Exodus 20 is what is commonly known as the Ten Commandments or the Decalog. God gives His standards and the people hear. Later in this chapter, the people will ask Moses to stand between God and them; for Moses to listen to God directly and relay God’s words to the people.
God begins with an re-introduction: I am the LORD your God. The all caps LORD tells me that I am reading the YHWH; the covenant Name of God that He gave to Moses at the burning bush. This is the personal God Who wants to not only enter into a contract with me, but wants much more to have a relationship with me. He wants to be my Friend and Counselor; my Comfort and Strength.
God then proceeds to a reminder: I … brought you out of the land of Egypt, out of the house of slavery. The Israelites did not set themselves free in a glorious rebellion and through heroic struggle. They whined and complained their way to freedom. If there were awards for “Least Likely Rebellion to Succeed”, then the Israelites would have won, hands down. Moses kept going in front of Pharaoh and making the same demand — Let God’s people go — and pronouncing a new plague on Egypt every time Pharaoh did not meet the demand. Meanwhile, the Israelites, who were still slaves, saw their work get harder and their supplies taken away and they complained. These guys were Thomas Paine’s “Summer Soldiers” if ever there were such people.
Finally, God begins setting down the rules. And Rule #1 is You shall have no other gods before Me. It is a completely reasonable rule to begin with. The God saying this is the same God Who made a covenant with their grand sires and is making good on His promise, even though most contract law would release Him given that the other party is dead — unless I take into account that an afterlife means that Abraham, Isaac, and Jacob are still alive and therefore God is still under the contractual agreement that He made … just a thought. The God Who says this is the same Who delivered them from Egypt; from slavery; from oppression. He is their liberator and His command is that they not supplant Him. The Bible tells me that He is regularly supplanted and that the consequence of the Israelites’ disobedience to this rule is that they get what the supplanter has to offer: nothing good. They return and God welcomes them back with open arms. Lather. Rinse. Repeat.
This sequence is true for me, as well.
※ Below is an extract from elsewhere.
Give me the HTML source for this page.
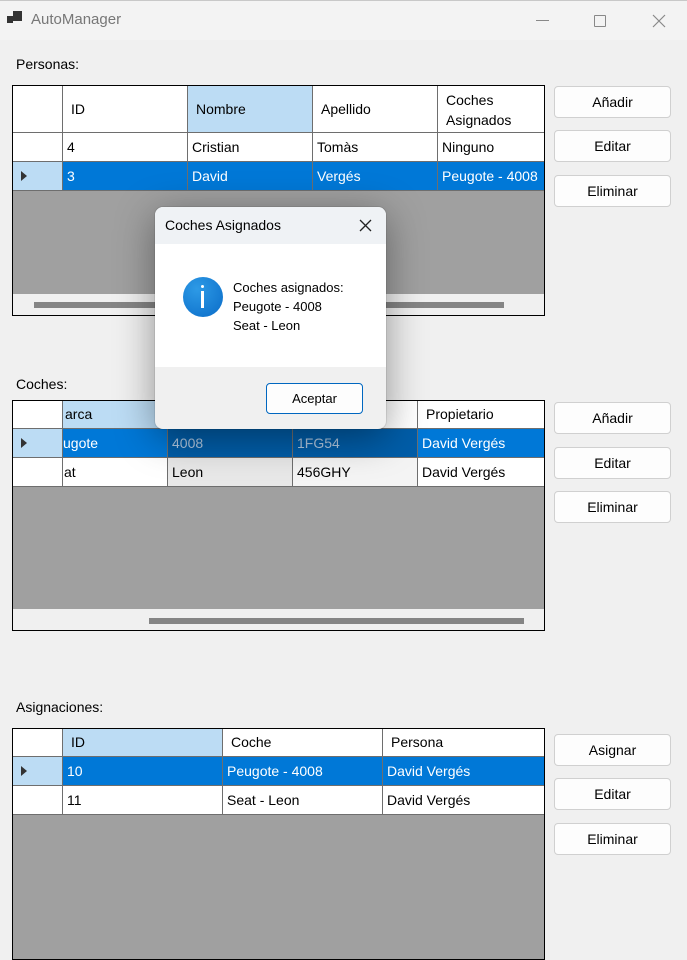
<!DOCTYPE html>
<html><head><meta charset="utf-8">
<style>
*{box-sizing:border-box;margin:0;padding:0}
body{width:687px;height:960px;background:#f0f0f0;font-family:"Liberation Sans",sans-serif;font-size:14px;color:#000;position:relative;overflow:hidden}
.a{position:absolute}
.title{left:0;top:0;width:687px;height:40px;background:#f3f3f3;border-top:1px solid #c8c8c8}
.grid{position:absolute;border:1px solid #000;background:#a0a0a0;overflow:hidden}
.c{position:absolute;border-right:1px solid #6e6e6e;border-bottom:1px solid #6e6e6e;background:#fff;padding-left:4px;white-space:nowrap;overflow:hidden;line-height:28px;font-size:14px}
.h{padding-left:8px}
.sel{background:#0078d7;color:#fff}
.hs{background:#bcdcf4}
.rh{background:#fff}
.rhs{background:#bcdcf4}
.btn{position:absolute;left:554px;width:117px;height:32px;background:#fdfdfd;border:1px solid #d0d0d0;border-radius:4px;text-align:center;line-height:30px;font-size:14px}
.arrow{position:absolute;left:8px;top:9px;width:0;height:0;border-top:5px solid transparent;border-bottom:5px solid transparent;border-left:6px solid #333}
.lbl{position:absolute;left:16px;font-size:14px}
.sb{position:absolute;background:#f0f0f0}
.th{position:absolute;height:6px;background:#858585}
</style></head><body>
<div class="a title"></div>
<div class="a" style="left:7px;top:16px;width:6px;height:7px;background:#333"></div>
<div class="a" style="left:13px;top:11px;width:9px;height:10px;background:#333"></div>
<div class="a" style="left:31px;top:11px;font-size:15px;color:#777">AutoManager</div>
<div class="a" style="left:536px;top:20px;width:13px;height:1px;background:#888"></div>
<div class="a" style="left:594px;top:15px;width:12px;height:12px;border:1px solid #888;border-radius:1px"></div>
<svg class="a" style="left:652px;top:14px" width="14" height="14"><path d="M1 1L13 13M13 1L1 13" stroke="#888" stroke-width="1.2"/></svg>

<div class="lbl" style="top:56px">Personas:</div>
<div class="grid" style="left:12px;top:85px;width:533px;height:231px">
 <div class="c rh" style="left:0;top:0;width:50px;height:47px"></div>
 <div class="c h" style="left:50px;top:0;width:125px;height:47px;line-height:46px">ID</div>
 <div class="c h hs" style="left:175px;top:0;width:125px;height:47px;line-height:46px">Nombre</div>
 <div class="c h" style="left:300px;top:0;width:125px;height:47px;line-height:46px">Apellido</div>
 <div class="c h" style="left:425px;top:0;width:110px;height:47px;line-height:20px;padding-top:4px">Coches<br>Asignados</div>
 <div class="c rh" style="left:0;top:47px;width:50px;height:29px"></div>
 <div class="c" style="left:50px;top:47px;width:125px;height:29px">4</div>
 <div class="c" style="left:175px;top:47px;width:125px;height:29px">Cristian</div>
 <div class="c" style="left:300px;top:47px;width:125px;height:29px">Tomàs</div>
 <div class="c" style="left:425px;top:47px;width:110px;height:29px">Ninguno</div>
 <div class="c rhs" style="left:0;top:76px;width:50px;height:29px"><div class="arrow"></div></div>
 <div class="c sel" style="left:50px;top:76px;width:125px;height:29px">3</div>
 <div class="c sel" style="left:175px;top:76px;width:125px;height:29px">David</div>
 <div class="c sel" style="left:300px;top:76px;width:125px;height:29px">Vergés</div>
 <div class="c sel" style="left:425px;top:76px;width:110px;height:29px">Peugote - 4008</div>
 <div class="sb" style="left:0;top:208px;width:533px;height:22px"></div>
 <div class="th" style="left:21px;top:216px;width:470px"></div>
</div>
<div class="btn" style="top:86px">Añadir</div>
<div class="btn" style="top:130px">Editar</div>
<div class="btn" style="top:175px">Eliminar</div>

<div class="lbl" style="top:376px">Coches:</div>
<div class="grid" style="left:12px;top:400px;width:533px;height:231px">
 <div class="c rh" style="left:0;top:0;width:50px;height:28px"></div>
 <div class="c hs" style="left:50px;top:0;width:105px;height:28px;padding-left:2px;line-height:27px">arca</div>
 <div class="c h" style="left:155px;top:0;width:125px;height:28px"></div>
 <div class="c h" style="left:280px;top:0;width:125px;height:28px"></div>
 <div class="c h" style="left:405px;top:0;width:130px;height:28px;line-height:27px">Propietario</div>
 <div class="c rhs" style="left:0;top:28px;width:50px;height:29px"><div class="arrow"></div></div>
 <div class="c sel" style="left:50px;top:28px;width:105px;height:29px;padding-left:0">ugote</div>
 <div class="c sel" style="left:155px;top:28px;width:125px;height:29px;background:#005da8;color:#b0c8e0">4008</div>
 <div class="c sel" style="left:280px;top:28px;width:125px;height:29px;background:#005da8;color:#b0c8e0">1FG54</div>
 <div class="c sel" style="left:405px;top:28px;width:130px;height:29px">David Vergés</div>
 <div class="c rh" style="left:0;top:57px;width:50px;height:29px"></div>
 <div class="c" style="left:50px;top:57px;width:105px;height:29px;padding-left:1px">at</div>
 <div class="c" style="left:155px;top:57px;width:125px;height:29px;background:#e8e8e8">Leon</div>
 <div class="c" style="left:280px;top:57px;width:125px;height:29px;background:#f4f4f4">456GHY</div>
 <div class="c" style="left:405px;top:57px;width:130px;height:29px">David Vergés</div>
 <div class="sb" style="left:0;top:208px;width:533px;height:22px"></div>
 <div class="th" style="left:136px;top:217px;width:375px"></div>
</div>
<div class="btn" style="top:402px">Añadir</div>
<div class="btn" style="top:447px">Editar</div>
<div class="btn" style="top:491px">Eliminar</div>

<div class="lbl" style="top:699px">Asignaciones:</div>
<div class="grid" style="left:12px;top:728px;width:533px;height:232px">
 <div class="c rh" style="left:0;top:0;width:50px;height:28px"></div>
 <div class="c h hs" style="left:50px;top:0;width:160px;height:28px;line-height:27px">ID</div>
 <div class="c h" style="left:210px;top:0;width:160px;height:28px;line-height:27px">Coche</div>
 <div class="c h" style="left:370px;top:0;width:165px;height:28px;line-height:27px">Persona</div>
 <div class="c rhs" style="left:0;top:28px;width:50px;height:29px"><div class="arrow"></div></div>
 <div class="c sel" style="left:50px;top:28px;width:160px;height:29px">10</div>
 <div class="c sel" style="left:210px;top:28px;width:160px;height:29px">Peugote - 4008</div>
 <div class="c sel" style="left:370px;top:28px;width:165px;height:29px">David Vergés</div>
 <div class="c rh" style="left:0;top:57px;width:50px;height:29px"></div>
 <div class="c" style="left:50px;top:57px;width:160px;height:29px">11</div>
 <div class="c" style="left:210px;top:57px;width:160px;height:29px">Seat - Leon</div>
 <div class="c" style="left:370px;top:57px;width:165px;height:29px">David Vergés</div>
</div>
<div class="btn" style="top:734px">Asignar</div>
<div class="btn" style="top:778px">Editar</div>
<div class="btn" style="top:823px">Eliminar</div>

<div class="a" style="left:155px;top:207px;width:231px;height:222px;border-radius:8px;overflow:hidden;box-shadow:0 8px 40px rgba(0,0,0,.4),0 0 0 1px rgba(0,0,0,.08);background:#f0f0f0">
 <div class="a" style="left:0;top:0;width:231px;height:37px;background:#eff2f5"></div>
 <div class="a" style="left:10px;top:10px;font-size:14px">Coches Asignados</div>
 <svg class="a" style="left:204px;top:12px" width="13" height="13"><path d="M1 1L12 12M12 1L1 12" stroke="#222" stroke-width="1.3"/></svg>
 <div class="a" style="left:0;top:37px;width:231px;height:123px;background:#fff"></div>
 <div class="a" style="left:28px;top:70px;width:40px;height:40px;border-radius:50%;background:radial-gradient(circle at 35% 30%,#2d9ae6,#0a6cc8)"></div>
 <div class="a" style="left:46px;top:78px;width:3px;height:3px;background:#fff;border-radius:50%"></div>
 <div class="a" style="left:46px;top:84px;width:3px;height:17px;background:#fff"></div>
 <div class="a" style="left:78px;top:71px;font-size:13px;line-height:19px">Coches asignados:<br>Peugote - 4008<br>Seat - Leon</div>
 <div class="a" style="left:111px;top:176px;width:97px;height:31px;border:1px solid #0067c0;border-radius:4px;background:#fdfdfd;text-align:center;line-height:29px;font-size:13px">Aceptar</div>
</div>
</body></html>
I am not an Israelite, but Jesus Christ established a covenant with me — and anyone who wishes to enter that contract — in His own blood shed on the cross. He has a Name by which I can call on Him and have relationship with Him. He is no Thunderer or Wanderer that might show up knocking at my door, but the familiar Friend Who walks in and makes Himself at home. He is my Advocate, standing before the Father and reminding Him that my sins are wiped away by Christ’s blood. He has delivered me from the bondage to sin and slavery to the various lusts and urges that come along with that bondage. Do I always act on that freedom? No. Sometimes, I behave as if I were never set free. The same is true for anyone who has been liberated from anything. It can take time to learn how to live in that new freedom. In light of all of this, it is reasonable that God wants to be the one and only object of my worship. It is rational that He should tell me that I set up none beside Him, because none can stand there and bear the comparison that will inevitably come. It is the least I can do when I consider all that He has already done just to make possible a relationship between Him and me.
Father, thank You for saving me and for even wanting to have a relationship with me. Thank You for the covenant in Christ’s blood that washes me clean and allows me to live at peace with You. Please teach me how to make You the only object of my worship. I confess that I am easily distracted and that I am, as the hymn says, prone to wander and prone to leave the God I love. As that same hymn continues, please take my heart and seal it for Your courts in Heaven.